I saw the first sign of spring today. It wasn't a robin. We see those all winter long. They'll stay here if they can find food. It wasn't the crocuses. They're still buried under the snow. I didn't hear any frogs singing either. It was the fog and the resulting hoarfrost.
Fog at this time of the year occurs when the air begins to warm and it comes into contact with the cold ground. With all the snow we had last week, temperatures in the thirties were enough to produce a dense fog. So dense that all area schools were closed and numerous car accidents occurred. I had a close call myself, when I drove to work this afternoon. And the fog stayed that way all day.
When I looked out the window this morning, the ice crystals that formed on every cold surface painted a picture of muted fluffiness.

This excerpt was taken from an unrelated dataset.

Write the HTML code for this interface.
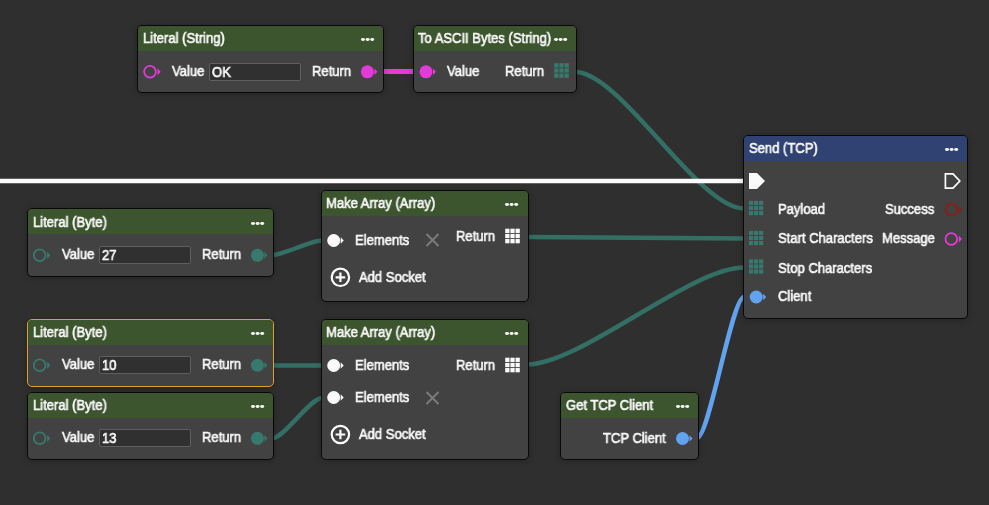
<!DOCTYPE html>
<html><head><meta charset="utf-8"><style>
html,body{margin:0;padding:0}
body{width:989px;height:505px;background:#2f2f2f;overflow:hidden;position:relative;font-family:"Liberation Sans",sans-serif;color:#f8f8f8}
.n{position:absolute;box-sizing:border-box;border:1px solid #080808;border-radius:5px;background:#424242;overflow:hidden;box-shadow:0 1px 6px rgba(0,0,0,0.25)}
.n.sel{border-color:#dca126}
.h{position:absolute;left:0;top:0;right:0;height:25.3px;background:#3c552e}
.h.blue{background:#2f4271}
.t{position:absolute;white-space:nowrap;font-size:14px;line-height:16px;transform:scaleX(0.93);transform-origin:0 0;-webkit-text-stroke:0.65px currentColor;will-change:transform}
.dots{position:absolute;width:3.6px;height:2.9px;margin-top:1.2px;border-radius:50%;background:#f4f4f4;box-shadow:4.6px 0 0 #f4f4f4,9.2px 0 0 #f4f4f4}
.inp{position:absolute;box-sizing:border-box;height:18px;border:1px solid #5f5f5f;border-radius:2px;background:#303030}
svg.ic{position:absolute;left:0;top:0;overflow:visible}
</style></head><body>
<svg width="989" height="505" style="position:absolute;left:0;top:0"><g fill="none">
<path d="M383 71.5 L414 71.5" stroke="#e23bd9" stroke-width="5"/>
<path d="M575 72 C 621 72, 698 208.5, 744 208.5" stroke="#336f64" stroke-width="4.5"/>
<path d="M0 181 L745 181" stroke="#fbfbfb" stroke-width="4.5"/>
<path d="M272 255 C 284 255, 310 240.5, 322 240.5" stroke="#336f64" stroke-width="4.5"/>
<path d="M527 237 L745 238.5" stroke="#336f64" stroke-width="4.5"/>
<path d="M272 365.5 L322 365.5" stroke="#336f64" stroke-width="4.5"/>
<path d="M272 438.5 C 284 438.5, 310 398, 322 398" stroke="#336f64" stroke-width="4.5"/>
<path d="M527 364.5 C 581 364.5, 690 267.5, 744 267.5" stroke="#336f64" stroke-width="4.5"/>
<path d="M697 438 C 709 438, 732 297, 744 297" stroke="#62a3f0" stroke-width="4.5"/>
</g></svg>
<div class="n" style="left:137px;top:25px;width:247px;height:68px"><div class="h"></div><svg class="ic" width="247" height="68" viewBox="138 26 247 68"><circle cx="150" cy="71.8" r="5.85" fill="none" stroke="#e23bd9" stroke-width="1.8"/><path d="M157.5 68.2 L160.6 71.8 L157.5 75.39999999999999Z" fill="#e23bd9"/><circle cx="367.4" cy="71.8" r="6.5" fill="#e23bd9"/><path d="M374.4 68.5 L377.4 71.8 L374.4 75.1Z" fill="#e23bd9"/></svg><div class="t" style="left:5.0px;top:3.5px">Literal (String)</div><div class="dots" style="left:223px;top:11px"></div><div class="t" style="left:33.8px;top:36.5px">Value</div><div class="inp" style="left:71px;top:36.8px;width:92px"></div><div class="t" style="left:73.5px;top:37.8px">OK</div><div class="t" style="left:174.4px;top:36.5px">Return</div></div>
<div class="n" style="left:413px;top:25px;width:164px;height:68px"><div class="h"></div><svg class="ic" width="164" height="68" viewBox="414 26 164 68"><circle cx="426" cy="71.8" r="6.5" fill="#e23bd9"/><path d="M433 68.5 L436 71.8 L433 75.1Z" fill="#e23bd9"/><g fill="#37796d"><rect x="554.20" y="63.20" width="4.27" height="4.27"/><rect x="554.20" y="68.37" width="4.27" height="4.27"/><rect x="554.20" y="73.53" width="4.27" height="4.27"/><rect x="559.37" y="63.20" width="4.27" height="4.27"/><rect x="559.37" y="68.37" width="4.27" height="4.27"/><rect x="559.37" y="73.53" width="4.27" height="4.27"/><rect x="564.53" y="63.20" width="4.27" height="4.27"/><rect x="564.53" y="68.37" width="4.27" height="4.27"/><rect x="564.53" y="73.53" width="4.27" height="4.27"/></g></svg><div class="t" style="left:4.2px;top:3.5px">To ASCII Bytes (String)</div><div class="dots" style="left:140px;top:11px"></div><div class="t" style="left:33.0px;top:36.5px">Value</div><div class="t" style="left:90.6px;top:36.5px">Return</div></div>
<div class="n" style="left:743px;top:135px;width:225px;height:184px"><div class="h blue"></div><svg class="ic" width="225" height="184" viewBox="744 136 225 184"><path d="M749 173 L757 173 L765 181 L757 189 L749 189Z" fill="#fbfbfb"/><path d="M945.4 173.8 L953.0 173.8 L959.8000000000001 181 L953.0 188.2 L945.4 188.2Z" fill="none" stroke="#fbfbfb" stroke-width="1.7" stroke-linejoin="miter"/><g fill="#37796d"><rect x="748.95" y="200.85" width="4.17" height="4.17"/><rect x="748.95" y="205.92" width="4.17" height="4.17"/><rect x="748.95" y="210.98" width="4.17" height="4.17"/><rect x="754.02" y="200.85" width="4.17" height="4.17"/><rect x="754.02" y="205.92" width="4.17" height="4.17"/><rect x="754.02" y="210.98" width="4.17" height="4.17"/><rect x="759.08" y="200.85" width="4.17" height="4.17"/><rect x="759.08" y="205.92" width="4.17" height="4.17"/><rect x="759.08" y="210.98" width="4.17" height="4.17"/></g><g fill="#37796d"><rect x="748.95" y="230.85" width="4.17" height="4.17"/><rect x="748.95" y="235.92" width="4.17" height="4.17"/><rect x="748.95" y="240.98" width="4.17" height="4.17"/><rect x="754.02" y="230.85" width="4.17" height="4.17"/><rect x="754.02" y="235.92" width="4.17" height="4.17"/><rect x="754.02" y="240.98" width="4.17" height="4.17"/><rect x="759.08" y="230.85" width="4.17" height="4.17"/><rect x="759.08" y="235.92" width="4.17" height="4.17"/><rect x="759.08" y="240.98" width="4.17" height="4.17"/></g><g fill="#37796d"><rect x="748.95" y="259.35" width="4.17" height="4.17"/><rect x="748.95" y="264.42" width="4.17" height="4.17"/><rect x="748.95" y="269.48" width="4.17" height="4.17"/><rect x="754.02" y="259.35" width="4.17" height="4.17"/><rect x="754.02" y="264.42" width="4.17" height="4.17"/><rect x="754.02" y="269.48" width="4.17" height="4.17"/><rect x="759.08" y="259.35" width="4.17" height="4.17"/><rect x="759.08" y="264.42" width="4.17" height="4.17"/><rect x="759.08" y="269.48" width="4.17" height="4.17"/></g><circle cx="756.2" cy="297" r="6.5" fill="#62a3f0"/><path d="M763.2 293.7 L766.2 297 L763.2 300.3Z" fill="#62a3f0"/><circle cx="951.3" cy="209.7" r="5.85" fill="none" stroke="#8c1d12" stroke-width="1.8"/><path d="M958.8 206.1 L961.9 209.7 L958.8 213.29999999999998Z" fill="#8c1d12"/><circle cx="951.3" cy="239" r="5.85" fill="none" stroke="#e23bd9" stroke-width="1.8"/><path d="M958.8 235.4 L961.9 239 L958.8 242.6Z" fill="#e23bd9"/></svg><div class="t" style="left:5.4px;top:3.5px">Send (TCP)</div><div class="dots" style="left:201px;top:11px"></div><div class="t" style="left:33.8px;top:64.5px">Payload</div><div class="t" style="left:33.8px;top:93.5px">Start Characters</div><div class="t" style="left:33.8px;top:123.5px">Stop Characters</div><div class="t" style="left:33.8px;top:151.5px">Client</div><div class="t" style="left:141.3px;top:64.5px">Success</div><div class="t" style="left:137.7px;top:93.5px">Message</div></div>
<div class="n" style="left:27px;top:208px;width:247px;height:69px"><div class="h"></div><svg class="ic" width="247" height="69" viewBox="28 209 247 69"><circle cx="39.7" cy="255.3" r="5.85" fill="none" stroke="#37796d" stroke-width="1.8"/><path d="M47.2 251.70000000000002 L50.300000000000004 255.3 L47.2 258.90000000000003Z" fill="#37796d"/><circle cx="257.4" cy="255.3" r="6.5" fill="#37796d"/><path d="M264.4 252.0 L267.4 255.3 L264.4 258.6Z" fill="#37796d"/></svg><div class="t" style="left:5.4px;top:4.5px">Literal (Byte)</div><div class="dots" style="left:223px;top:12px"></div><div class="t" style="left:34.1px;top:37.0px">Value</div><div class="inp" style="left:71px;top:36.900000000000006px;width:92px"></div><div class="t" style="left:73.5px;top:37.900000000000006px">27</div><div class="t" style="left:173.9px;top:37.0px">Return</div></div>
<div class="n sel" style="left:27px;top:319px;width:247px;height:68px"><div class="h"></div><svg class="ic" width="247" height="68" viewBox="28 320 247 68"><circle cx="39.7" cy="365.3" r="5.85" fill="none" stroke="#37796d" stroke-width="1.8"/><path d="M47.2 361.7 L50.300000000000004 365.3 L47.2 368.90000000000003Z" fill="#37796d"/><circle cx="257.4" cy="365.3" r="6.5" fill="#37796d"/><path d="M264.4 362.0 L267.4 365.3 L264.4 368.6Z" fill="#37796d"/></svg><div class="t" style="left:5.4px;top:3.5px">Literal (Byte)</div><div class="dots" style="left:223px;top:11px"></div><div class="t" style="left:34.1px;top:36.0px">Value</div><div class="inp" style="left:71px;top:35.89999999999998px;width:92px"></div><div class="t" style="left:73.5px;top:36.89999999999998px">10</div><div class="t" style="left:173.9px;top:36.0px">Return</div></div>
<div class="n" style="left:27px;top:392px;width:247px;height:68px"><div class="h"></div><svg class="ic" width="247" height="68" viewBox="28 393 247 68"><circle cx="39.7" cy="438.3" r="5.85" fill="none" stroke="#37796d" stroke-width="1.8"/><path d="M47.2 434.7 L50.300000000000004 438.3 L47.2 441.90000000000003Z" fill="#37796d"/><circle cx="257.4" cy="438.3" r="6.5" fill="#37796d"/><path d="M264.4 435.0 L267.4 438.3 L264.4 441.6Z" fill="#37796d"/></svg><div class="t" style="left:5.4px;top:3.5px">Literal (Byte)</div><div class="dots" style="left:223px;top:11px"></div><div class="t" style="left:34.1px;top:36.0px">Value</div><div class="inp" style="left:71px;top:35.89999999999998px;width:92px"></div><div class="t" style="left:73.5px;top:36.89999999999998px">13</div><div class="t" style="left:173.9px;top:36.0px">Return</div></div>
<div class="n" style="left:321px;top:190px;width:208px;height:112px"><div class="h"></div><svg class="ic" width="208" height="112" viewBox="322 191 208 112"><circle cx="333.7" cy="240.5" r="6.5" fill="#fbfbfb"/><path d="M340.7 237.2 L343.7 240.5 L340.7 243.8Z" fill="#fbfbfb"/><path d="M426.5 234 L438.5 246 M438.5 234 L426.5 246" stroke="#7b7b7b" stroke-width="2"/><g fill="#fbfbfb"><rect x="505.20" y="228.70" width="4.27" height="4.27"/><rect x="505.20" y="233.87" width="4.27" height="4.27"/><rect x="505.20" y="239.03" width="4.27" height="4.27"/><rect x="510.37" y="228.70" width="4.27" height="4.27"/><rect x="510.37" y="233.87" width="4.27" height="4.27"/><rect x="510.37" y="239.03" width="4.27" height="4.27"/><rect x="515.53" y="228.70" width="4.27" height="4.27"/><rect x="515.53" y="233.87" width="4.27" height="4.27"/><rect x="515.53" y="239.03" width="4.27" height="4.27"/></g><circle cx="340.4" cy="277.3" r="8.7" fill="none" stroke="#fbfbfb" stroke-width="2.2"/><path d="M335.59999999999997 277.3 L345.2 277.3 M340.4 272.5 L340.4 282.1" stroke="#fbfbfb" stroke-width="2.2"/></svg><div class="t" style="left:4.2px;top:3.5px">Make Array (Array)</div><div class="dots" style="left:183px;top:11px"></div><div class="t" style="left:32.8px;top:40.5px">Elements</div><div class="t" style="left:134.4px;top:36.5px">Return</div><div class="t" style="left:37.4px;top:77.5px">Add Socket</div></div>
<div class="n" style="left:321px;top:319px;width:208px;height:141px"><div class="h"></div><svg class="ic" width="208" height="141" viewBox="322 320 208 141"><circle cx="333.7" cy="365.5" r="6.5" fill="#fbfbfb"/><path d="M340.7 362.2 L343.7 365.5 L340.7 368.8Z" fill="#fbfbfb"/><circle cx="333.7" cy="397.5" r="6.5" fill="#fbfbfb"/><path d="M340.7 394.2 L343.7 397.5 L340.7 400.8Z" fill="#fbfbfb"/><path d="M426.5 392 L438.5 404 M438.5 392 L426.5 404" stroke="#7b7b7b" stroke-width="2"/><g fill="#fbfbfb"><rect x="505.20" y="357.70" width="4.27" height="4.27"/><rect x="505.20" y="362.87" width="4.27" height="4.27"/><rect x="505.20" y="368.03" width="4.27" height="4.27"/><rect x="510.37" y="357.70" width="4.27" height="4.27"/><rect x="510.37" y="362.87" width="4.27" height="4.27"/><rect x="510.37" y="368.03" width="4.27" height="4.27"/><rect x="515.53" y="357.70" width="4.27" height="4.27"/><rect x="515.53" y="362.87" width="4.27" height="4.27"/><rect x="515.53" y="368.03" width="4.27" height="4.27"/></g><circle cx="340.4" cy="434.5" r="8.7" fill="none" stroke="#fbfbfb" stroke-width="2.2"/><path d="M335.59999999999997 434.5 L345.2 434.5 M340.4 429.7 L340.4 439.3" stroke="#fbfbfb" stroke-width="2.2"/></svg><div class="t" style="left:4.2px;top:3.5px">Make Array (Array)</div><div class="dots" style="left:183px;top:11px"></div><div class="t" style="left:32.8px;top:36.5px">Elements</div><div class="t" style="left:32.8px;top:68.5px">Elements</div><div class="t" style="left:134.4px;top:36.5px">Return</div><div class="t" style="left:37.4px;top:105.5px">Add Socket</div></div>
<div class="n" style="left:560px;top:392px;width:139px;height:68px"><div class="h"></div><svg class="ic" width="139" height="68" viewBox="561 393 139 68"><circle cx="682.5" cy="438.5" r="6.5" fill="#62a3f0"/><path d="M689.5 435.2 L692.5 438.5 L689.5 441.8Z" fill="#62a3f0"/></svg><div class="t" style="left:5.4px;top:3.5px">Get TCP Client</div><div class="dots" style="left:115px;top:11px"></div><div class="t" style="left:42.4px;top:36.5px">TCP Client</div></div>
</body></html>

Our county was once part of The Great Black Swamp and is the flattest in the state of Ohio. This contributes to the high incidence of fog here especially when winds are calm. When the air is especially humid, it freezes on the cold surfaces, forming the frost. Crystal builds upon crystal and the result is what is called hoarfrost.
Hoarfrost is an amazing thing. It is usually ephemeral, as the slightest wind will destroy it. Knowing this, I rushed outside with my camera, to try to capture some of the delicate and fragile beauty. As I was walking around, I was aware of how quiet and still it was. The only sounds were the crunch of my feet in the snow and the staccato of a nearby woodpecker. I stood and listened to that woodpecker for several minutes and breathed in the crisp air. While I'm not a big fan of winter, I do love the feel of the cold air as I breathe it in and it smells so clean.
The snow has started to melt, and I can see green grass. By the time all of the snow is gone, I have no doubt I will have to grab the camera again to take pictures of the crocus blooming. After all, March 21st is just four weeks away, and I have to think that my garden is as anxious for spring as I am.
Winter has lasted just about long enough.